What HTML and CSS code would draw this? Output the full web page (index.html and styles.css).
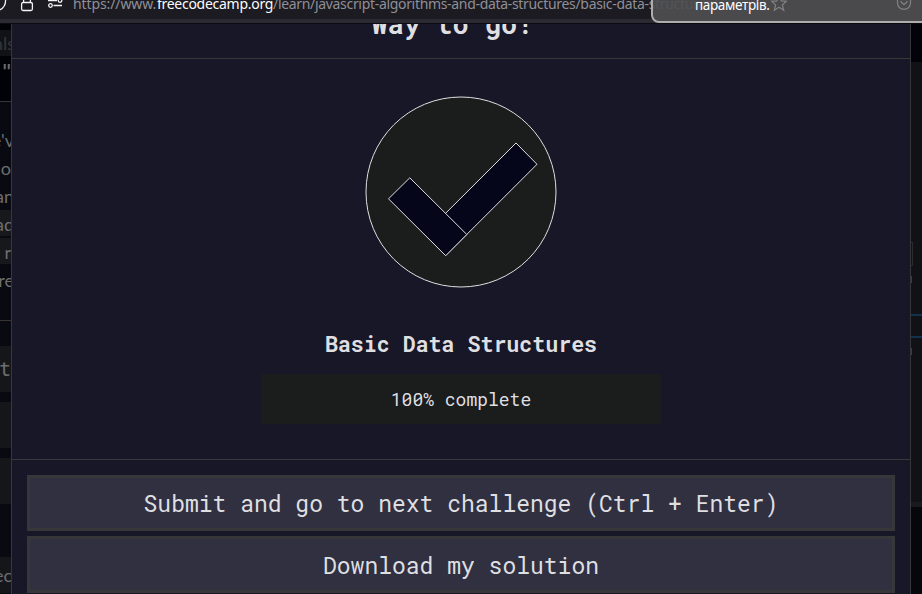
FILE: index.html
```html
<!DOCTYPE html>
<html lang="en">
<head>
<meta charset="utf-8">
<title>Basic Data Structures</title>
<link rel="stylesheet" href="styles.css">
</head>
<body>
<header class="toolbar">
  <svg class="tools" width="73" height="20" viewBox="0 0 73 20" fill="none" stroke="#f4f4f6" stroke-width="1.3">
    <path d="M5.6 0C5.6 5 3.5 8.500 -1 10.300"/>
    <rect x="21.600" y="2.500" width="10.800" height="8" rx="1.500"/>
    <path d="M23.600 2.500V-1M30.400 2.500V-1"/>
    <path d="M48 .7H57M53.500 5.500H62"/>
    <circle cx="60" cy=".5" r="1.800"/><circle cx="50.500" cy="5.500" r="1.800"/>
  </svg>
  <div class="url"><span class="scheme">https://www.</span><span class="host">freecodecamp.org</span><span class="path">/learn/javascript-algorithms-and-data-structures/basic-data-structures/</span></div>
  <div class="tip">
    <span>параметрів.</span>
    <svg width="270" height="21" viewBox="652 0 270 21" fill="none" stroke="#828285" stroke-width="1.200">
      <path d="M779 -4.500L781.200 .9L786.300 1.300L782.400 4.900L783.700 10.300L779 7.300L774.300 10.300L775.600 4.900L771.700 1.300L776.800 .9Z"/>
      <path d="M897.500 -1V3C897.500 11.500 910.500 11.500 910.500 3V-1M900.500 1.300L904 4.700L907.500 1.300"/>
    </svg>
  </div>
</header>
<main class="stage">
  <aside class="left">
    <div class="tab">als</div>
    <div class="heading">"</div>
    <div class="copy">
      <p>e'v</p><p class="in">lo</p><p>an</p><p class="code">ad</p><p class="code in">r</p><p>re</p>
    </div>
    <div class="box mono">t</div>
    <div class="box"></div>
    <div class="box"></div>
    <div class="box last">ec</div>
  </aside>
  <section class="modal">
    <h2 class="title"><span>Way to go!</span></h2>
    <div class="body">
      <svg class="check" width="192" height="192" viewBox="365 96 192 192" stroke="#dfdfe2" stroke-width="1">
        <circle cx="461" cy="192" r="95" fill="#1b1c1c"/>
        <path d="M516 143L537 164.300L445.700 255.500L424.700 234.200Z" fill="#050619"/>
        <path d="M409.800 177.800L466.800 234.500L445.700 255.700L388.500 198.800Z" fill="#050619"/>
      </svg>
      <h3>Basic Data Structures</h3>
      <div class="progress">100% complete</div>
    </div>
    <footer>
      <button>Submit and go to next challenge (Ctrl + Enter)</button>
      <button class="download">Download my solution</button>
    </footer>
  </section>
  <aside class="right">
    <div class="top"></div>
    <div class="editor">
      <i class="bracket"></i><i class="mark"></i>
      <i class="line"></i>
      <i class="mark second"></i>
    </div>
    <div class="split"></div>
  </aside>
</main>
</body>
</html>
```
FILE: styles.css
```css
* { box-sizing: border-box; }
body { margin: 0; width: 922px; height: 594px; overflow: hidden; background: #08090f; display: flex; flex-direction: column; }
.toolbar { position: relative; display: flex; height: 24px; flex: none; overflow: hidden; background: #1c1b22; border-bottom: 1px solid #0c0b12; box-shadow: inset 0 -4px #2b2a33; }
.tools { flex: none; }
.url { font: 14px/20px "Noto Sans", sans-serif; color: #8f8f96; white-space: nowrap; margin-top: -6px; display: flex; }
.url span { flex: none; }
.scheme { width: 84px; letter-spacing: -.1px; }
.host { width: 116px; color: #fbfbfe; letter-spacing: -.28px; }
.path { letter-spacing: -.32px; }
.tip { position: absolute; left: 651px; top: -20px; width: 290px; height: 43px; border: 2px solid #adadad; border-radius: 8px; background: rgba(78,78,80,.92); color: #fff; font: 13.500px/20px "Noto Sans", sans-serif; }
.tip span { position: absolute; left: 42px; top: 13px; letter-spacing: -.35px; }
.tip svg { position: absolute; left: -1px; top: 18px; }
.stage { flex: 1; min-height: 0; display: grid; grid-template-columns: 11px 900px 11px; overflow: hidden; }
.left { padding-top: 6px; overflow: hidden; background: linear-gradient(#010108 77px, #090a11 78px); color: #6d6d70; font: 18px/28px Lato, sans-serif; display: flex; flex-direction: column; }
.left > * { display: flex; justify-content: flex-end; flex: none; }
.tab { height: 26px; background: #111216; color: #343538; line-height: 27px; margin-right: -4px; }
.heading { height: 46px; border-bottom: 1px solid #36363a; font: 700 20px/30px "Roboto Mono", monospace; margin-right: -2px; }
.left .copy { flex-direction: column; justify-content: flex-start; height: 219px; padding-top: 24px; border-bottom: 1px solid #39342f; margin-bottom: 25px; }
.copy p { margin: 0 -3px 0 0; height: 28px; display: flex; justify-content: flex-end; }
.copy .in { padding-right: 3px; }
.copy .code { height: 26px; margin-bottom: 2px; background: #17181c; }
.box { height: 46px; margin-bottom: 10px; background: #14161a; line-height: 46px; }
.left .mono { font: 20px/44px "Roboto Mono", "Liberation Mono", monospace; }
.left .last { height: 36px; margin: 43px -1px 0 0; line-height: 37px; }
.modal { border: solid #37373a; border-width: 0 1px; background: #181727; color: #dfdfe2; font-family: "Roboto Mono", "DejaVu Sans Mono", monospace; overflow: hidden; }
.title { margin: 0; height: 35px; border-bottom: 1px solid #37373a; overflow: hidden; padding-right: 17px; text-align: center; font-size: 27px; line-height: 36px; }
.title span { display: block; margin-top: -18px; }
.body { height: 401px; padding-top: 37px; border-bottom: 1px solid #37373a; display: flex; flex-direction: column; align-items: center; }
.check { display: block; }
h3 { margin: 41px 0 0; font-size: 21.600px; line-height: 30px; }
.progress { width: 400px; height: 50px; margin-top: 15px; background: #1b1c1c; text-align: center; font-size: 18px; line-height: 51px; }
footer { padding: 15px 15px 0; display: flex; flex-direction: column; gap: 5px; }
button { height: 56px; padding: 0; flex: none; border: 3px solid #37373a; border-radius: 0; background: #303040; color: #dfdfe2; font: 23px/50px "Roboto Mono", "DejaVu Sans Mono", monospace; }
.download { height: 57px; }
.right { background: #101216; overflow: hidden; display: flex; flex-direction: column; }
.top { height: 38px; background: #02020a; }
.editor { height: 440px; display: flex; flex-direction: column; }
.bracket { width: 2px; height: 24px; margin-top: 180px; border: solid #2b2c2c; border-width: 1px 1px 1px 0; }
.mark { width: 1px; height: 7px; margin-top: 10px; background: #443d22; }
.line { height: 24px; margin-top: 31px; border: solid #10324c; border-width: 2px 0; }
.second { margin-top: 10px; }
.split { height: 92px; border-top: 5px solid #191a1d; background: #06070b; }
```
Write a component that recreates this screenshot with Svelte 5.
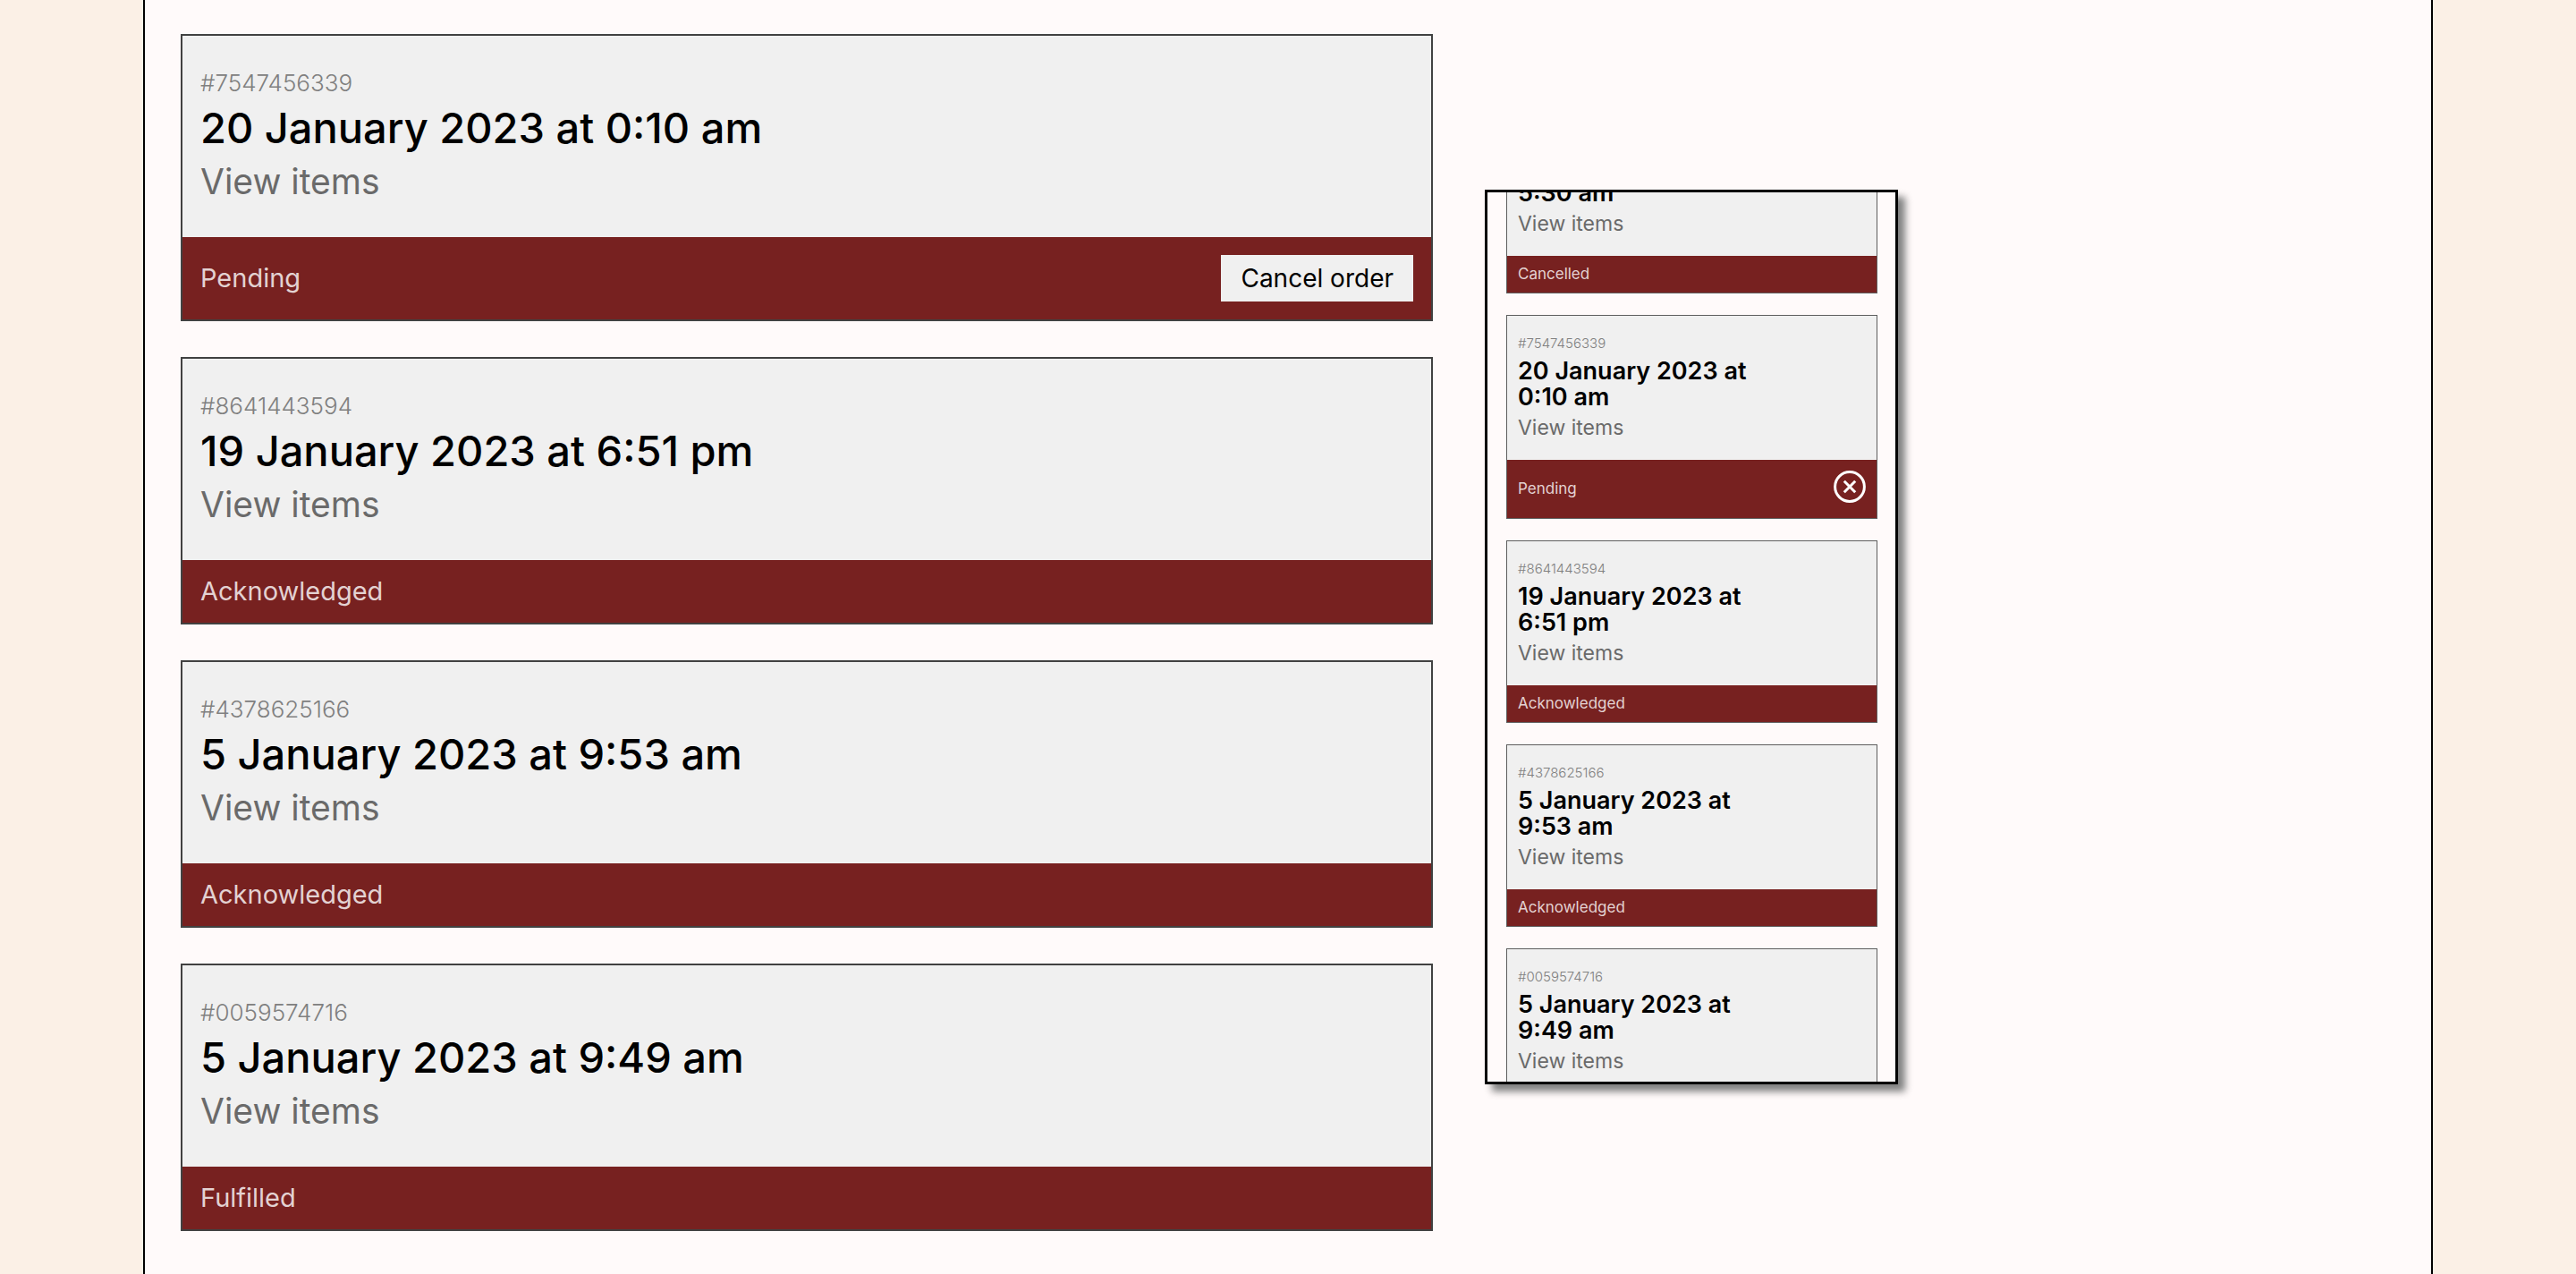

> Aim of the task
Lines that include the word "styles" are to be extracted from the data above.

> The response
What HTML and CSS code would draw this? Output the full web page (index.html and styles.css).
<link rel="stylesheet" href="styles.css">
FILE: styles.css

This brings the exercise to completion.